その一方、学術大会の場においては、他宗他門の研究者も最新の研究成果を発表するのであるから、教学研鑽所の御僧侶方にとってそれは、「布教の進展に必要な」破折対象の資料が入手できる場、ということでもある。

なお、ことわっておくが、学術大会で発表を行なう際は、登壇者だからといって、最初から最後まで会場にいなければならないわけではない。自身の発表の直前に会場入りして、発表直後に退出することもできるのである。よって、教学研鑽所の御僧侶方は、必要な時だけ会場入りしているのであって、もちろん宗教的行事に参列しているわけではない。

なおまた、『顕正新聞』は、横山雄玉御尊師が発表に登壇した際、所属が「佛教大」となっていることに目を付け、「佛教大学の関係者の肩書きで活動」などと謗(そし)っている。

しかし、「日本宗教学会」で論文を発表するには普通会員にならなければならず、普通会員になるためには、大学卒業以上(学士・修士・博士)で、さらに会員二名(うち一名は教員)の紹介および理事会の承認が必要である。
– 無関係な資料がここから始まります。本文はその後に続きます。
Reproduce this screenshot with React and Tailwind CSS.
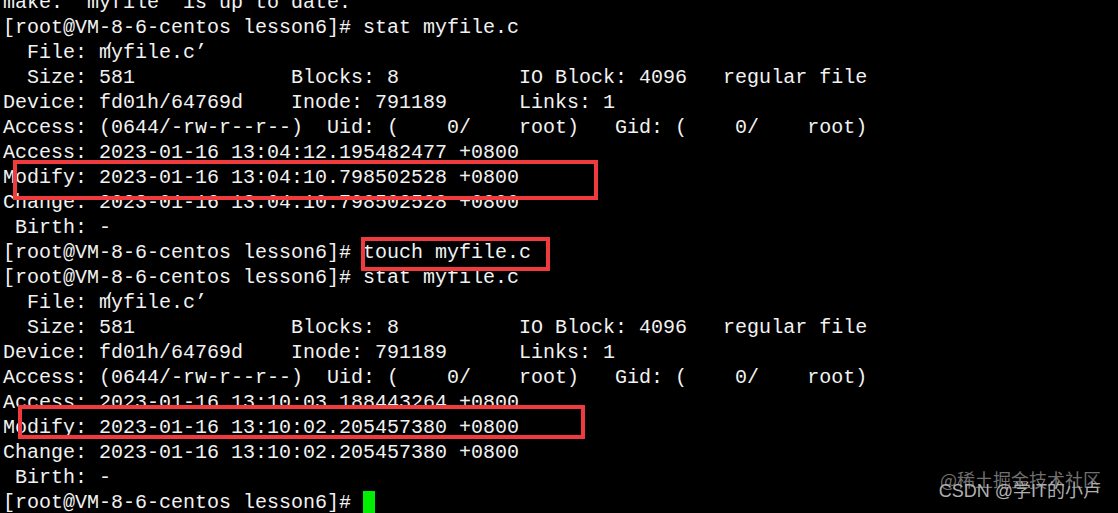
import React from "react";

const prompt = "[root@VM-8-6-centos lesson6]# ";

const statLines = (access, modify, change) => [
  "  File: ",
  "  Size: 581             Blocks: 8          IO Block: 4096   regular file",
  "Device: fd01h/64769d    Inode: 791189      Links: 1",
  "Access: (0644/-rw-r--r--)  Uid: (    0/    root)   Gid: (    0/    root)",
  "Access: " + access,
  "Modify: " + modify,
  "Change: " + change,
  " Birth: -",
];

const FileLine = () => (
  <div>
    {"  File: "}
    <span className="relative">
      m
      <span className="absolute left-[4px] -top-[2px]">‘</span>
    </span>
    {"yfile.c’"}
  </div>
);

const Line = ({ text }) => {
  if (text === "  File: ") return <FileLine />;
  return <div>{text === "" ? "\u00a0" : text}</div>;
};

export default function App() {
  const first = statLines(
    "2023-01-16 13:04:12.195482477 +0800",
    "2023-01-16 13:04:10.798502528 +0800",
    "2023-01-16 13:04:10.798502528 +0800"
  );
  const second = statLines(
    "2023-01-16 13:10:03.188443264 +0800",
    "2023-01-16 13:10:02.205457380 +0800",
    "2023-01-16 13:10:02.205457380 +0800"
  );

  const lines = [
    "make: `myfile' is up to date.",
    prompt + "stat myfile.c",
    ...first,
    prompt + "touch myfile.c",
    prompt + "stat myfile.c",
    ...second,
  ];

  return (
    <div className="relative w-[1118px] h-[513px] bg-black overflow-hidden">
      <div className="-mt-[10px] pl-[3px] text-[20px] leading-[25px] text-[#f2f2f2] whitespace-pre font-['Liberation_Mono',monospace]">
        {lines.map((t, i) => (
          <Line key={i} text={t} />
        ))}
        <div className="flex items-center">
          {prompt}
          <span className="inline-block w-[12px] h-[24px] bg-[#00ee00]" />
        </div>
      </div>

      {/* annotation boxes */}
      <div className="absolute left-[13px] top-[160px] w-[585px] h-[40px] border-[4px] border-[#ef3b3d]" />
      <div className="absolute left-[361px] top-[237px] w-[189px] h-[34px] border-[4px] border-[#ef3b3d]" />
      <div className="absolute left-[18px] top-[405px] w-[567px] h-[34px] border-[4px] border-[#ef3b3d]" />

      {/* watermarks */}
      <div className="absolute right-[17px] bottom-[12px] flex flex-col items-end">
        <div className="text-[18px] leading-[20px] text-[#707070] font-['Noto_Sans_CJK_SC',sans-serif]">
          @稀土掘金技术社区
        </div>
        <div className="-mt-[8px] text-[18px] leading-[20px] text-[#b0b0b0] font-['Liberation_Sans','Noto_Sans_CJK_SC',sans-serif]">
          CSDN @学IT的小卢
        </div>
      </div>
    </div>
  );
}
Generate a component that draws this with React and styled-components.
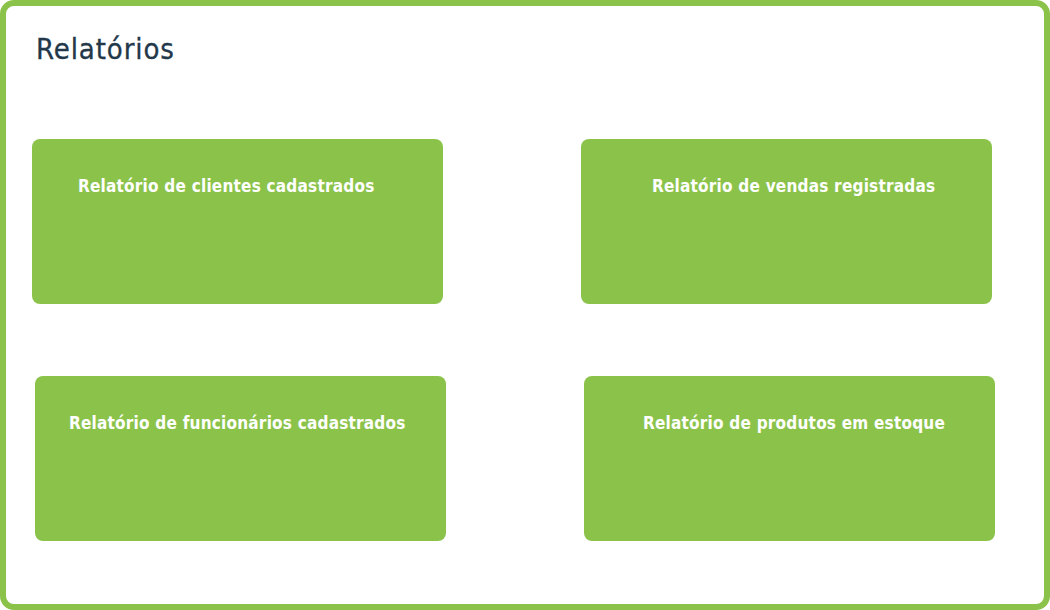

こうした中で、横山御尊師は佛教大学大学院・文学研究科歴史学専攻博士課程(通信制)に籍を置いて「日本宗教学会」に加入している、ゆえに発表の際の所属が「佛教大学」とされている、というだけの話である。

同様に、他の御尊師方も、他宗に関わりのある大学を出られているが、それとても、仏教学にかかる博士課程がある大学で学ぶ必要があるからである。なんら顕正会から難癖を付けられるような話ではない。

そうした事情も知らず、また実際に〝交歓〟する様子を目撃したわけでもないくせに、「かような仏敵どもと平然と交流」とか、「『天台沙門・日昭』などと名乗り、念仏・真言の邪法の僧らと肩を並べて祈祷(きとう)していた五老僧のそれを彷彿(ほうふつ)」云々などと悪口雑言を並べ立てている『顕正新聞』の幼児性には呆れ果てるしかない。

最後に、『顕正新聞』の記事をご覧になった日蓮正宗教学研鑽所の御僧侶方が、
「研究発表の内容について云々するならいざ知らず、内容も事情も歴史も知らない門外漢が、上辺だけの中傷をするのは笑止千万!」
と笑い飛ばしていたことを付記しておこう。